Under the rallying cry #NeverAgain, students and staff who survived the school shooting at Marjory Stoneman Douglas High School have been on a quest for new gun control measures. After attending funerals of the victims, they set aside their grief and boarded three buses to demand better gun control measures and school safety from state lawmakers more than 400 miles away. While they traveled on the buses, Florida lawmakers voted down a motion to even consider a ban during a session that opened with a prayer for the 17 people killed in the shooting. The vote was 36-71.
Disappointed but undeterred, many have given countless interviews pleading with lawmakers on both sides to meet in the middle so that the school shootings stop. Relatives of the Stoneman Douglas victims kept up the pressure in Florida’s capital with emotional testimony during a legislative hearing to discuss passing a bill that would, among other things, raise the age limit to buy long guns from 18 to 21. The bill also would create a program that allows teachers who receive law-enforcement training and are deputized by the local sheriff’s office to carry concealed weapons in the classroom, if also approved by the school district. The school’s superintendent has spoken out firmly against that measure. The House Appropriations Committee’s 23-6 vote in favor of the bill followed more than four hours of emotional discussion with the parents of some of the 17 killed, and nearly two weeks of activism by students on social media and in televised debates.
During a listening session held by President Trump a week after the shooting, Andrew Pollack, a parent whose daughter Meadow was killed in the shooting, brought up a valid point as he was also overwhelmed with emotion and anger as he stood next to his sons to address the president. “We need to come together as a country and work on what’s important, and that’s protecting our children in the schools. That’s the only thing that matters right now,” he said. “We protect airports, we protect concerts, stadiums, embassies, the Department of Education that I walked in today, that has a security guard in the elevator. How do you think that makes me feel?” “I’m very angry that this happened because it keeps happening. 9/11 happened once and they fixed everything. How many schools, how many children have to get shot?
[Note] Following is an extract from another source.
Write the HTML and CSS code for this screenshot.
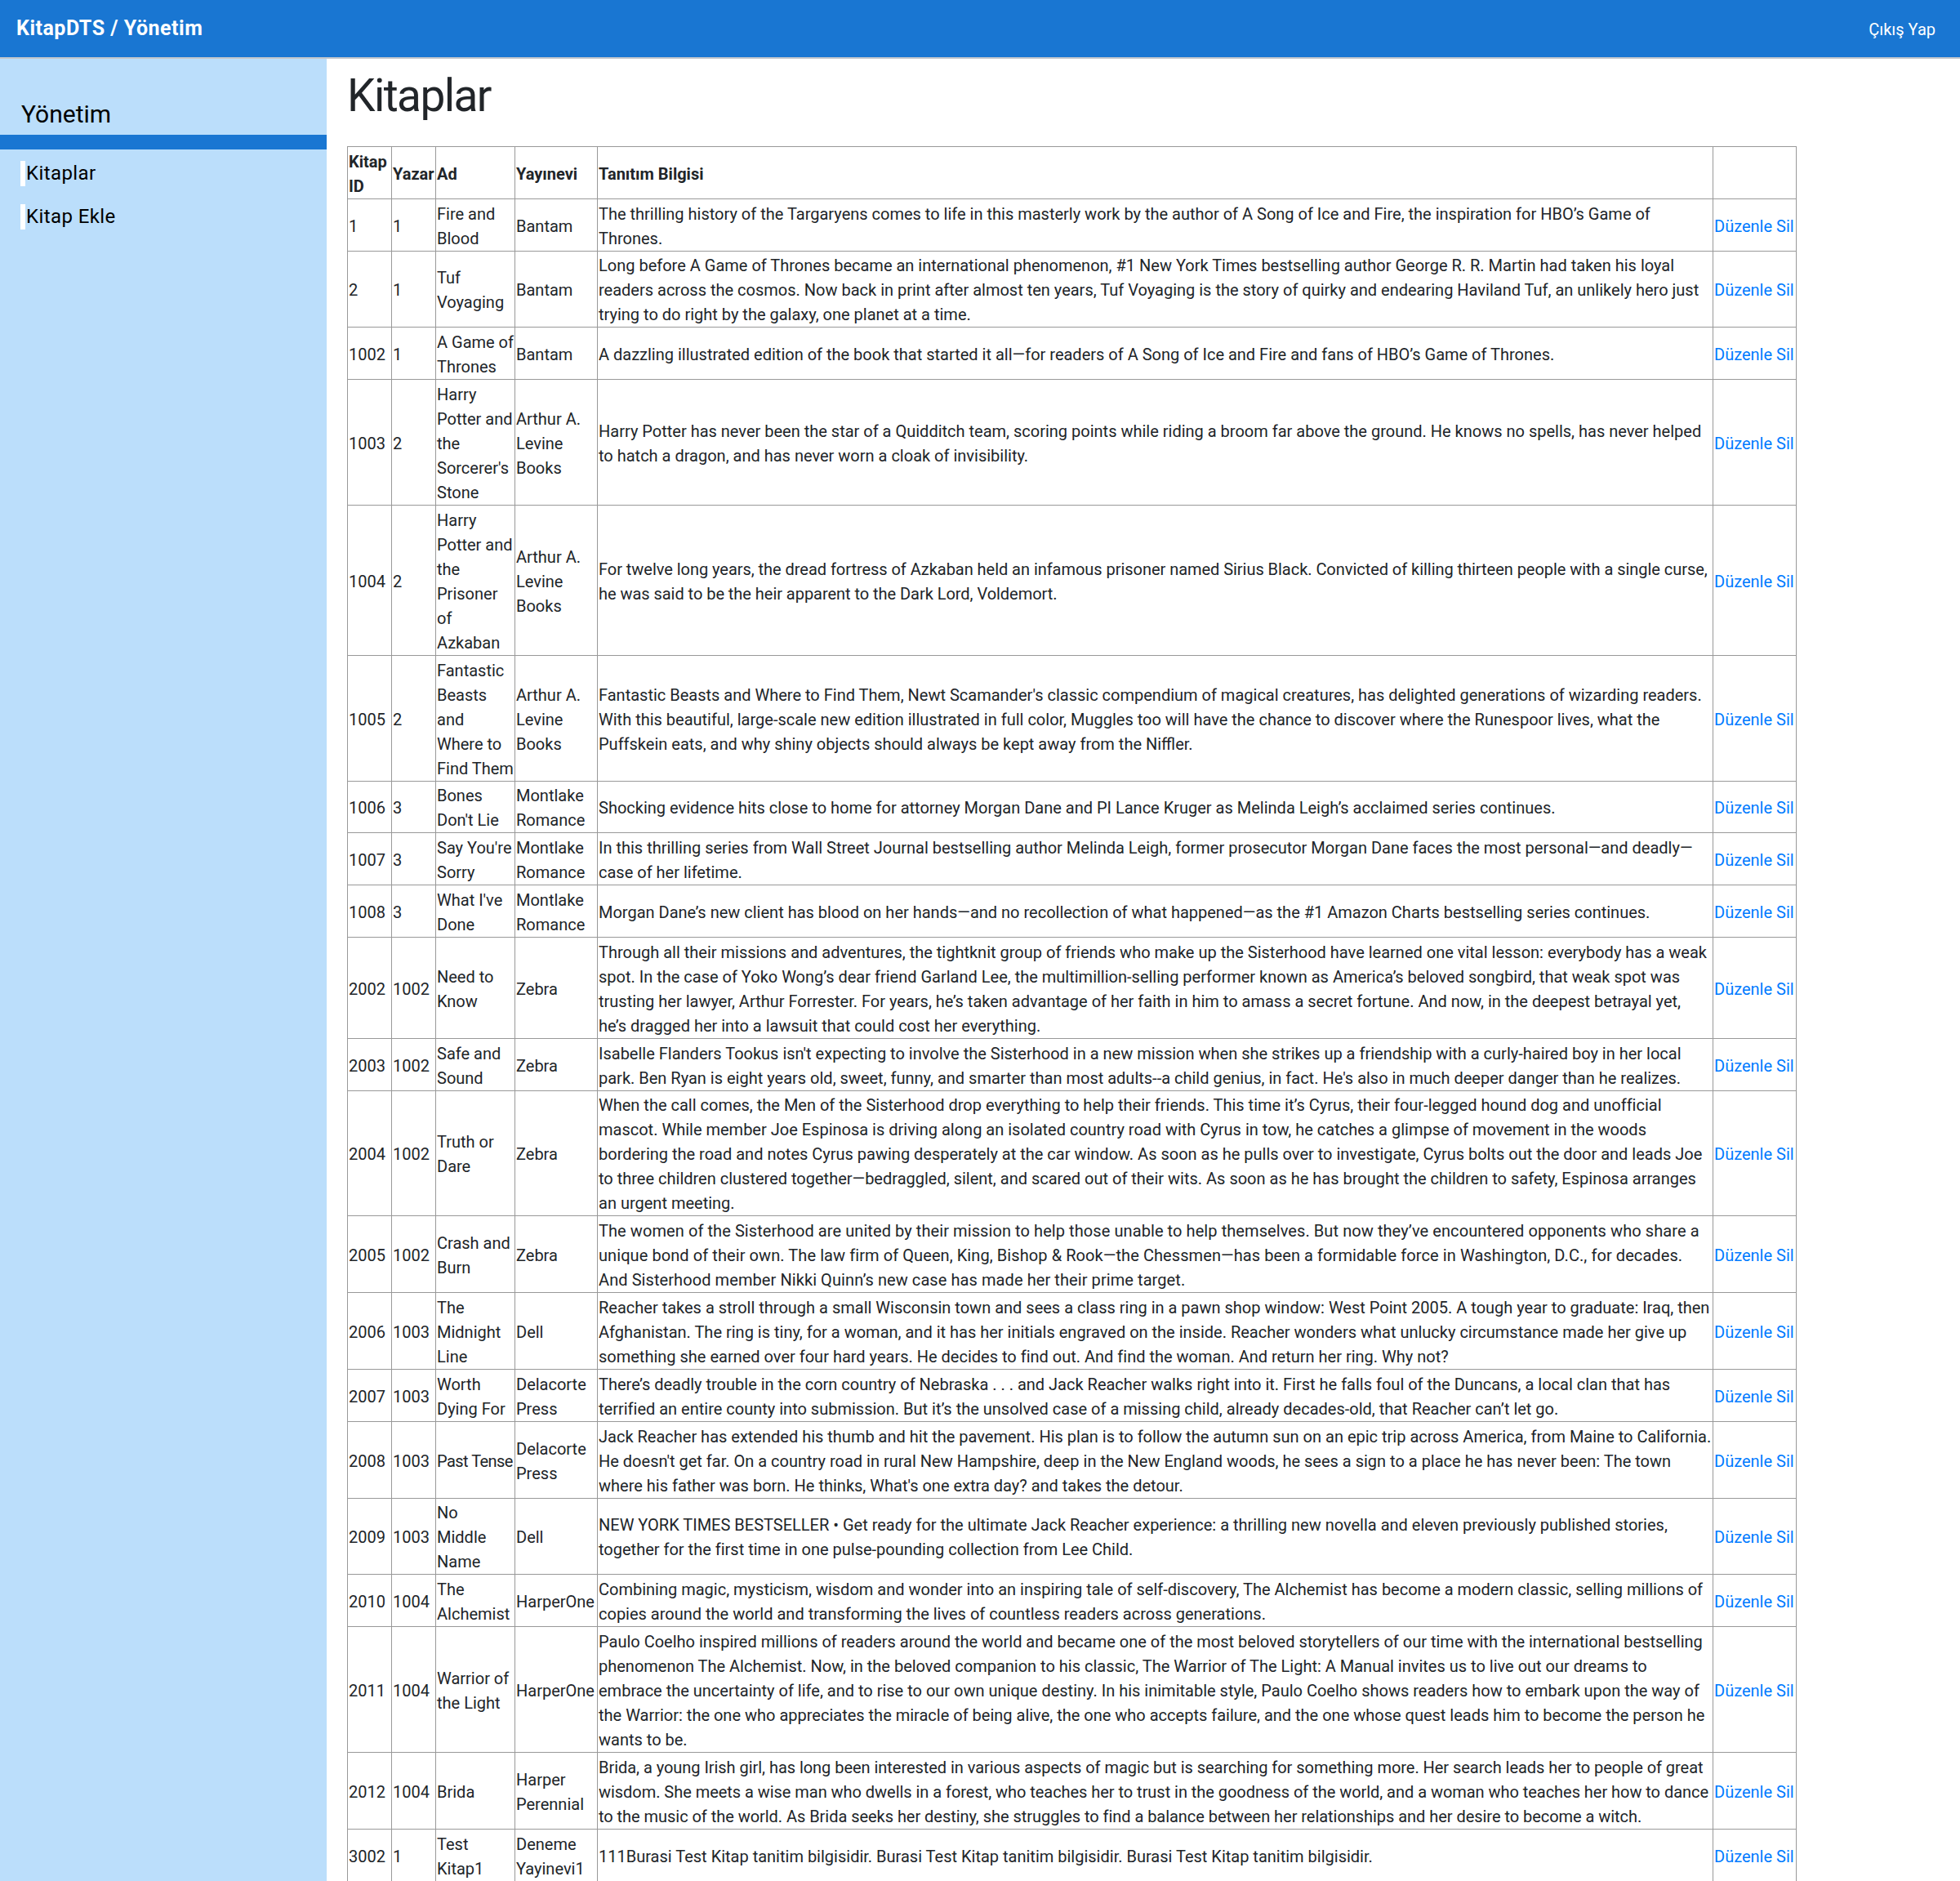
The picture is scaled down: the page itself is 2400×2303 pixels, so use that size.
FILE: index.html
```html
<!DOCTYPE html>
<html lang="tr">
<head>
<meta charset="utf-8">
<title>KitapDTS / Yönetim</title>
<link rel="stylesheet" href="styles.css">
</head>
<body>
<header class="topbar">
  <a class="brand" href="#">KitapDTS / Yönetim</a>
  <a class="logout" href="#">Çıkış Yap</a>
</header>
<div class="layout">
  <aside class="sidebar">
    <h4 class="side-title">Yönetim</h4>
    <div class="side-rule"></div>
    <ul class="side-nav">
      <li><a href="#">Kitaplar</a></li>
      <li><a href="#">Kitap Ekle</a></li>
    </ul>
  </aside>
  <main class="content">
    <h1 class="page-title">Kitaplar</h1>
    <table class="books">
      <colgroup>
        <col class="c-id"><col class="c-author"><col class="c-name"><col class="c-pub"><col class="c-desc"><col class="c-act">
      </colgroup>
      <thead>
        <tr><th>Kitap ID</th><th>Yazar</th><th>Ad</th><th>Yayınevi</th><th>Tanıtım Bilgisi</th><th></th></tr>
      </thead>
      <tbody>
        <tr><td>1</td><td>1</td><td>Fire and Blood</td><td>Bantam</td><td>The thrilling history of the Targaryens comes to life in this masterly work by the author of A Song of Ice and Fire, the inspiration for HBO’s Game of Thrones.</td><td><a href="#">Düzenle</a> <a href="#">Sil</a></td></tr>
        <tr><td>2</td><td>1</td><td>Tuf Voyaging</td><td>Bantam</td><td>Long before A Game of Thrones became an international phenomenon, #1 New York Times bestselling author George R. R. Martin had taken his loyal readers across the cosmos. Now back in print after almost ten years, Tuf Voyaging is the story of quirky and endearing Haviland Tuf, an unlikely hero just trying to do right by the galaxy, one planet at a time.</td><td><a href="#">Düzenle</a> <a href="#">Sil</a></td></tr>
        <tr><td>1002</td><td>1</td><td>A Game of Thrones</td><td>Bantam</td><td>A dazzling illustrated edition of the book that started it all—for readers of A Song of Ice and Fire and fans of HBO’s Game of Thrones.</td><td><a href="#">Düzenle</a> <a href="#">Sil</a></td></tr>
        <tr><td>1003</td><td>2</td><td>Harry Potter and the Sorcerer's Stone</td><td>Arthur A. Levine Books</td><td>Harry Potter has never been the star of a Quidditch team, scoring points while riding a broom far above the ground. He knows no spells, has never helped to hatch a dragon, and has never worn a cloak of invisibility.</td><td><a href="#">Düzenle</a> <a href="#">Sil</a></td></tr>
        <tr><td>1004</td><td>2</td><td>Harry Potter and the Prisoner of Azkaban</td><td>Arthur A. Levine Books</td><td class="tight">For twelve long years, the dread fortress of Azkaban held an infamous prisoner named Sirius Black. Convicted of killing thirteen people with a single curse, he was said to be the heir apparent to the Dark Lord, Voldemort.</td><td><a href="#">Düzenle</a> <a href="#">Sil</a></td></tr>
        <tr><td>1005</td><td>2</td><td>Fantastic Beasts and Where to Find Them</td><td>Arthur A. Levine Books</td><td>Fantastic Beasts and Where to Find Them, Newt Scamander's classic compendium of magical creatures, has delighted generations of wizarding readers. With this beautiful, large-scale new edition illustrated in full color, Muggles too will have the chance to discover where the Runespoor lives, what the Puffskein eats, and why shiny objects should always be kept away from the Niffler.</td><td><a href="#">Düzenle</a> <a href="#">Sil</a></td></tr>
        <tr><td>1006</td><td>3</td><td>Bones Don't Lie</td><td>Montlake Romance</td><td>Shocking evidence hits close to home for attorney Morgan Dane and PI Lance Kruger as Melinda Leigh’s acclaimed series continues.</td><td><a href="#">Düzenle</a> <a href="#">Sil</a></td></tr>
        <tr><td>1007</td><td>3</td><td>Say You're Sorry</td><td>Montlake Romance</td><td>In this thrilling series from Wall Street Journal bestselling author Melinda Leigh, former prosecutor Morgan Dane faces the most personal—and deadly—case of her lifetime.</td><td><a href="#">Düzenle</a> <a href="#">Sil</a></td></tr>
        <tr><td>1008</td><td>3</td><td>What I've Done</td><td>Montlake Romance</td><td>Morgan Dane’s new client has blood on her hands—and no recollection of what happened—as the #1 Amazon Charts bestselling series continues.</td><td><a href="#">Düzenle</a> <a href="#">Sil</a></td></tr>
        <tr><td>2002</td><td>1002</td><td>Need to Know</td><td>Zebra</td><td>Through all their missions and adventures, the tightknit group of friends who make up the Sisterhood have learned one vital lesson: everybody has a weak spot. In the case of Yoko Wong’s dear friend Garland Lee, the multimillion-selling performer known as America’s beloved songbird, that weak spot was trusting her lawyer, Arthur Forrester. For years, he’s taken advantage of her faith in him to amass a secret fortune. And now, in the deepest betrayal yet, he’s dragged her into a lawsuit that could cost her everything.</td><td><a href="#">Düzenle</a> <a href="#">Sil</a></td></tr>
        <tr><td>2003</td><td>1002</td><td>Safe and Sound</td><td>Zebra</td><td>Isabelle Flanders Tookus isn't expecting to involve the Sisterhood in a new mission when she strikes up a friendship with a curly-haired boy in her local park. Ben Ryan is eight years old, sweet, funny, and smarter than most adults--a child genius, in fact. He's also in much deeper danger than he realizes.</td><td><a href="#">Düzenle</a> <a href="#">Sil</a></td></tr>
        <tr><td>2004</td><td>1002</td><td>Truth or Dare</td><td>Zebra</td><td>When the call comes, the Men of the Sisterhood drop everything to help their friends. This time it’s Cyrus, their four-legged hound dog and unofficial mascot. While member Joe Espinosa is driving along an isolated country road with Cyrus in tow, he catches a glimpse of movement in the woods bordering the road and notes Cyrus pawing desperately at the car window. As soon as he pulls over to investigate, Cyrus bolts out the door and leads Joe to three children clustered together—bedraggled, silent, and scared out of their wits. As soon as he has brought the children to safety, Espinosa arranges an urgent meeting.</td><td><a href="#">Düzenle</a> <a href="#">Sil</a></td></tr>
        <tr><td>2005</td><td>1002</td><td>Crash and Burn</td><td>Zebra</td><td class="loose">The women of the Sisterhood are united by their mission to help those unable to help themselves. But now they’ve encountered opponents who share a unique bond of their own. The law firm of Queen, King, Bishop &amp; Rook—the Chessmen—has been a formidable force in Washington, D.C., for decades. And Sisterhood member Nikki Quinn’s new case has made her their prime target.</td><td><a href="#">Düzenle</a> <a href="#">Sil</a></td></tr>
        <tr><td>2006</td><td>1003</td><td>The Midnight Line</td><td>Dell</td><td>Reacher takes a stroll through a small Wisconsin town and sees a class ring in a pawn shop window: West Point 2005. A tough year to graduate: Iraq, then Afghanistan. The ring is tiny, for a woman, and it has her initials engraved on the inside. Reacher wonders what unlucky circumstance made her give up something she earned over four hard years. He decides to find out. And find the woman. And return her ring. Why not?</td><td><a href="#">Düzenle</a> <a href="#">Sil</a></td></tr>
        <tr><td>2007</td><td>1003</td><td>Worth Dying For</td><td>Delacorte Press</td><td>There’s deadly trouble in the corn country of Nebraska . . . and Jack Reacher walks right into it. First he falls foul of the Duncans, a local clan that has terrified an entire county into submission. But it’s the unsolved case of a missing child, already decades-old, that Reacher can’t let go.</td><td><a href="#">Düzenle</a> <a href="#">Sil</a></td></tr>
        <tr><td>2008</td><td>1003</td><td class="squeeze">Past&nbsp;Tense</td><td>Delacorte Press</td><td>Jack Reacher has extended his thumb and hit the pavement. His plan is to follow the autumn sun on an epic trip across America, from Maine to California. He doesn't get far. On a country road in rural New Hampshire, deep in the New England woods, he sees a sign to a place he has never been: The town where his father was born. He thinks, What's one extra day? and takes the detour.</td><td><a href="#">Düzenle</a> <a href="#">Sil</a></td></tr>
        <tr><td>2009</td><td>1003</td><td>No<br>Middle Name</td><td>Dell</td><td>NEW YORK TIMES BESTSELLER • Get ready for the ultimate Jack Reacher experience: a thrilling new novella and eleven previously published stories, together for the first time in one pulse-pounding collection from Lee Child.</td><td><a href="#">Düzenle</a> <a href="#">Sil</a></td></tr>
        <tr><td>2010</td><td>1004</td><td>The Alchemist</td><td>HarperOne</td><td>Combining magic, mysticism, wisdom and wonder into an inspiring tale of self-discovery, The Alchemist has become a modern classic, selling millions of copies around the world and transforming the lives of countless readers across generations.</td><td><a href="#">Düzenle</a> <a href="#">Sil</a></td></tr>
        <tr><td>2011</td><td>1004</td><td>Warrior of the Light</td><td>HarperOne</td><td>Paulo Coelho inspired millions of readers around the world and became one of the most beloved storytellers of our time with the international bestselling phenomenon The Alchemist. Now, in the beloved companion to his classic, The Warrior of The Light: A Manual invites us to live out our dreams to embrace the uncertainty of life, and to rise to our own unique destiny. In his inimitable style, Paulo Coelho shows readers how to embark upon the way of the Warrior: the one who appreciates the miracle of being alive, the one who accepts failure, and the one whose quest leads him to become the person he wants to be.</td><td><a href="#">Düzenle</a> <a href="#">Sil</a></td></tr>
        <tr><td>2012</td><td>1004</td><td>Brida</td><td>Harper Perennial</td><td class="tight">Brida, a young Irish girl, has long been interested in various aspects of magic but is searching for something more. Her search leads her to people of great wisdom. She meets a wise man who dwells in a forest, who teaches her to trust in the goodness of the world, and a woman who teaches her how to dance to the music of the world. As Brida seeks her destiny, she struggles to find a balance between her relationships and her desire to become a witch.</td><td><a href="#">Düzenle</a> <a href="#">Sil</a></td></tr>
        <tr><td>3002</td><td>1</td><td>Test Kitap1</td><td>Deneme Yayinevi1</td><td>111Burasi Test Kitap tanitim bilgisidir. Burasi Test Kitap tanitim bilgisidir. Burasi Test Kitap tanitim bilgisidir.</td><td><a href="#">Düzenle</a> <a href="#">Sil</a></td></tr>
      </tbody>
    </table>
  </main>
</div>
</body>
</html>
```
FILE: styles.css
```css
html, body {
  margin: 0;
  padding: 0;
}
body {
  font-family: Roboto, "Liberation Sans", sans-serif;
  font-size: 20px;
  line-height: 30px;
  color: #212529;
  background: #fff;
}
a {
  text-decoration: none;
}

/* top bar */
.topbar {
  height: 70px;
  box-sizing: content-box;
  background: #1976d2;
  border-bottom: 2px solid #c3c7cc;
  display: flex;
  align-items: center;
  justify-content: space-between;
  padding: 0 30px 0 20px;
}
.brand {
  color: #fff;
  font-weight: 700;
  font-size: 25px;
  line-height: 30px;
  letter-spacing: 0.5px;
}
.logout {
  color: #fff;
  font-size: 20px;
  line-height: 30px;
  padding-top: 2px;
}

/* layout */
.layout {
  display: flex;
  align-items: stretch;
}
.sidebar {
  flex: 0 0 400px;
  width: 400px;
  background: #bbdefb;
  padding-top: 50px;
  color: #000;
}
.side-title {
  margin: 0 0 7px;
  padding-left: 26px;
  font-size: 30px;
  line-height: 36px;
  font-weight: 400;
}
.side-rule {
  height: 18px;
  background: #1976d2;
}
.side-nav {
  list-style: none;
  margin: 14px 0 0;
  padding: 0 0 0 25px;
}
.side-nav li {
  margin-bottom: 22px;
}
.side-nav a {
  display: inline-block;
  border-left: 6px solid #fff;
  padding-left: 1px;
  color: #000;
  font-size: 24px;
  line-height: 31px;
  letter-spacing: 0.4px;
}

/* main */
.content {
  flex: 1;
  padding: 12px 0 0 25px;
}
.page-title {
  margin: 0 0 29px;
  font-size: 55px;
  line-height: 66px;
  font-weight: 400;
  letter-spacing: -1.6px;
  color: #212529;
}

/* table */
.books {
  border-collapse: collapse;
  table-layout: fixed;
  width: 1774px;
  border: 1px solid #999;
}
.c-id { width: 54px; }
.c-author { width: 54px; }
.c-name { width: 97px; }
.c-pub { width: 101px; }
.c-desc { width: 1366px; }
.c-act { width: 102px; }
.books th,
.books td {
  border: 1px solid #999;
  padding: 2.8px 1px 0;
  line-height: 30px;
  vertical-align: middle;
  text-align: left;
}
.books th {
  font-weight: 700;
}
.books td a {
  color: #007bff;
}
.books td.tight {
  letter-spacing: -0.04px;
}
.books td.loose {
  letter-spacing: 0.08px;
}
.books td.squeeze {
  white-space: nowrap;
  letter-spacing: -0.6px;
}
```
It stops here with this administration and me. I’m not going to sleep until it’s fixed. And Mr. President, we’re going to fix it.” “It’s enough! Let’s get together, work with the president and fix the schools. That’s it. No other discussions. Security, whatever we have to do.”
From South Florida to Bellingham, Wash., local walkouts were proliferating. A national event has been planned for March 14, the one-month anniversary of the Parkland shooting, when students and teachers plan to leave class for 17 minutes, one minute for each victim. On March 24, students will protest in Washington at an event organized by March for Our Lives, the group formed by Parkland survivors, which has received hundreds of thousands of dollars in donations from celebrities. Another mass walkout is scheduled for April 20, when students will commemorate the 19th year since the Columbine High School shooting in 1999.